Return each line of the listing below, unchanged, and omit the images.
**** Information shown ****
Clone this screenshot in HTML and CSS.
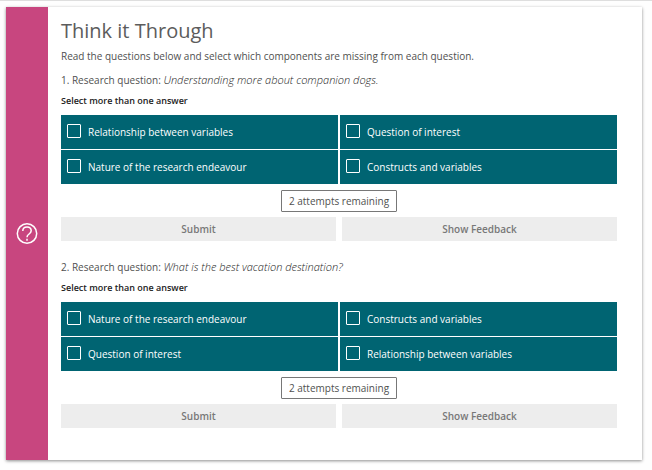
FILE: index.html
```html
<!DOCTYPE html>
<html lang="en">
<head>
<meta charset="utf-8">
<meta name="viewport" content="width=device-width, initial-scale=1">
<title>Think it Through</title>
<link rel="stylesheet" href="styles.css">
</head>
<body>
<main class="card">
  <div class="rail">
    <svg class="rail-icon" viewBox="0 0 22 22" aria-hidden="true">
      <circle cx="11" cy="10.500" r="9.700"/>
      <path d="M6.800 8C6.800 5.500 8.500 4 11 4s4.200 1.500 4.200 3.800c0 3.300-4.200 3.100-4.200 6.400"/>
      <path d="M11 15.800v1.900"/>
    </svg>
  </div>
  <div class="content">
    <h1 class="title">Think it Through</h1>
    <p class="text">Read the questions below and select which components are missing from each question.</p>

    <form class="question">
      <p class="text">1. Research question: <em>Understanding more about companion dogs.</em></p>
      <p class="hint">Select more than one answer</p>
      <div class="options">
        <label class="option"><input class="box" type="checkbox"><span>Relationship between variables</span></label>
        <label class="option"><input class="box" type="checkbox"><span>Question of interest</span></label>
        <label class="option"><input class="box" type="checkbox"><span>Nature of the research endeavour</span></label>
        <label class="option"><input class="box" type="checkbox"><span>Constructs and variables</span></label>
      </div>
      <p class="attempts">2 attempts remaining</p>
      <div class="actions">
        <button class="action" type="button" disabled>Submit</button>
        <button class="action" type="button" disabled>Show Feedback</button>
      </div>
    </form>

    <form class="question">
      <p class="text">2. Research question: <em>What is the best vacation destination?</em></p>
      <p class="hint">Select more than one answer</p>
      <div class="options">
        <label class="option"><input class="box" type="checkbox"><span>Nature of the research endeavour</span></label>
        <label class="option"><input class="box" type="checkbox"><span>Constructs and variables</span></label>
        <label class="option"><input class="box" type="checkbox"><span>Question of interest</span></label>
        <label class="option"><input class="box" type="checkbox"><span>Relationship between variables</span></label>
      </div>
      <p class="attempts">2 attempts remaining</p>
      <div class="actions">
        <button class="action" type="button" disabled>Submit</button>
        <button class="action" type="button" disabled>Show Feedback</button>
      </div>
    </form>
  </div>
</main>
</body>
</html>
```
FILE: styles.css
```css
* {
  box-sizing: border-box;
}

body {
  margin: 0;
  padding: 6px 10px 10px 6px;
  border-top: 1px solid #dedede;
  background: #fefefe;
  color: #505050;
  font-family: "Open Sans", "Noto Sans", sans-serif;
  font-size: 10px;
  line-height: 16px;
}

h1,
p {
  margin: 0;
}

.card {
  display: flex;
  background: #fff;
  box-shadow: 0 1px 3px rgba(0, 0, 0, 0.45);
}

.rail {
  display: flex;
  flex: 0 0 42px;
  align-items: center;
  justify-content: center;
  background: #c8467f;
}

.rail-icon {
  width: 22px;
  height: 22px;
  fill: none;
  stroke: #fff;
  stroke-width: 1.5;
}

.content {
  flex: 1;
  padding: 10px 25px 32px 13px;
}

.title {
  margin-bottom: 3px;
  color: #5c5c5c;
  font-size: 20px;
  font-weight: 400;
  line-height: 28px;
}

.text em {
  color: #222;
  font-size: 11px;
  font-weight: 300;
  line-height: 1;
}

.question {
  padding-top: 8px;
}

.question + .question {
  padding-top: 18px;
}

.hint {
  margin: 5px 0 6px;
  color: #222;
  font-size: 9px;
  font-weight: 600;
}

.options {
  display: grid;
  grid-template-columns: 1fr 1fr;
  grid-auto-rows: 34px;
  gap: 1px 2px;
}

.option {
  display: flex;
  align-items: center;
  gap: 7px;
  padding: 0 6px;
  background: #006472;
  color: #fff;
  font-weight: 500;
}

.box {
  appearance: none;
  width: 14px;
  height: 14px;
  margin: 0 0 2px;
  border: 1px solid #fff;
  border-radius: 1px;
}

.attempts {
  width: fit-content;
  margin: 6px auto 5px;
  padding: 2px 7px;
  border: 1px solid #777;
  border-radius: 1px;
}

.actions {
  display: grid;
  grid-template-columns: 1fr 1fr;
  gap: 6px;
}

.action {
  height: 24px;
  padding: 0;
  border: 0;
  background: #ededed;
  color: #787878;
  font: inherit;
  font-weight: 600;
}
```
****
◆ **Task solution**:
Clone this screenshot in HTML and CSS.
FILE: index.html
```html
<!DOCTYPE html>
<html lang="en">
<head>
<meta charset="utf-8">
<meta name="viewport" content="width=device-width, initial-scale=1">
<title>Think it Through</title>
<link rel="stylesheet" href="styles.css">
</head>
<body>
<main class="card">
  <div class="rail">
    <svg class="rail-icon" viewBox="0 0 22 22" aria-hidden="true">
      <circle cx="11" cy="10.500" r="9.700"/>
      <path d="M6.800 8C6.800 5.500 8.500 4 11 4s4.200 1.500 4.200 3.800c0 3.300-4.200 3.100-4.200 6.400"/>
      <path d="M11 15.800v1.900"/>
    </svg>
  </div>
  <div class="content">
    <h1 class="title">Think it Through</h1>
    <p class="text">Read the questions below and select which components are missing from each question.</p>

    <form class="question">
      <p class="text">1. Research question: <em>Understanding more about companion dogs.</em></p>
      <p class="hint">Select more than one answer</p>
      <div class="options">
        <label class="option"><input class="box" type="checkbox"><span>Relationship between variables</span></label>
        <label class="option"><input class="box" type="checkbox"><span>Question of interest</span></label>
        <label class="option"><input class="box" type="checkbox"><span>Nature of the research endeavour</span></label>
        <label class="option"><input class="box" type="checkbox"><span>Constructs and variables</span></label>
      </div>
      <p class="attempts">2 attempts remaining</p>
      <div class="actions">
        <button class="action" type="button" disabled>Submit</button>
        <button class="action" type="button" disabled>Show Feedback</button>
      </div>
    </form>

    <form class="question">
      <p class="text">2. Research question: <em>What is the best vacation destination?</em></p>
      <p class="hint">Select more than one answer</p>
      <div class="options">
        <label class="option"><input class="box" type="checkbox"><span>Nature of the research endeavour</span></label>
        <label class="option"><input class="box" type="checkbox"><span>Constructs and variables</span></label>
        <label class="option"><input class="box" type="checkbox"><span>Question of interest</span></label>
        <label class="option"><input class="box" type="checkbox"><span>Relationship between variables</span></label>
      </div>
      <p class="attempts">2 attempts remaining</p>
      <div class="actions">
        <button class="action" type="button" disabled>Submit</button>
        <button class="action" type="button" disabled>Show Feedback</button>
      </div>
    </form>
  </div>
</main>
</body>
</html>
```
FILE: styles.css
```css
* {
  box-sizing: border-box;
}

body {
  margin: 0;
  padding: 6px 10px 10px 6px;
  border-top: 1px solid #dedede;
  background: #fefefe;
  color: #505050;
  font-family: "Open Sans", "Noto Sans", sans-serif;
  font-size: 10px;
  line-height: 16px;
}

h1,
p {
  margin: 0;
}

.card {
  display: flex;
  background: #fff;
  box-shadow: 0 1px 3px rgba(0, 0, 0, 0.45);
}

.rail {
  display: flex;
  flex: 0 0 42px;
  align-items: center;
  justify-content: center;
  background: #c8467f;
}

.rail-icon {
  width: 22px;
  height: 22px;
  fill: none;
  stroke: #fff;
  stroke-width: 1.5;
}

.content {
  flex: 1;
  padding: 10px 25px 32px 13px;
}

.title {
  margin-bottom: 3px;
  color: #5c5c5c;
  font-size: 20px;
  font-weight: 400;
  line-height: 28px;
}

.text em {
  color: #222;
  font-size: 11px;
  font-weight: 300;
  line-height: 1;
}

.question {
  padding-top: 8px;
}

.question + .question {
  padding-top: 18px;
}

.hint {
  margin: 5px 0 6px;
  color: #222;
  font-size: 9px;
  font-weight: 600;
}

.options {
  display: grid;
  grid-template-columns: 1fr 1fr;
  grid-auto-rows: 34px;
  gap: 1px 2px;
}

.option {
  display: flex;
  align-items: center;
  gap: 7px;
  padding: 0 6px;
  background: #006472;
  color: #fff;
  font-weight: 500;
}

.box {
  appearance: none;
  width: 14px;
  height: 14px;
  margin: 0 0 2px;
  border: 1px solid #fff;
  border-radius: 1px;
}

.attempts {
  width: fit-content;
  margin: 6px auto 5px;
  padding: 2px 7px;
  border: 1px solid #777;
  border-radius: 1px;
}

.actions {
  display: grid;
  grid-template-columns: 1fr 1fr;
  gap: 6px;
}

.action {
  height: 24px;
  padding: 0;
  border: 0;
  background: #ededed;
  color: #787878;
  font: inherit;
  font-weight: 600;
}
```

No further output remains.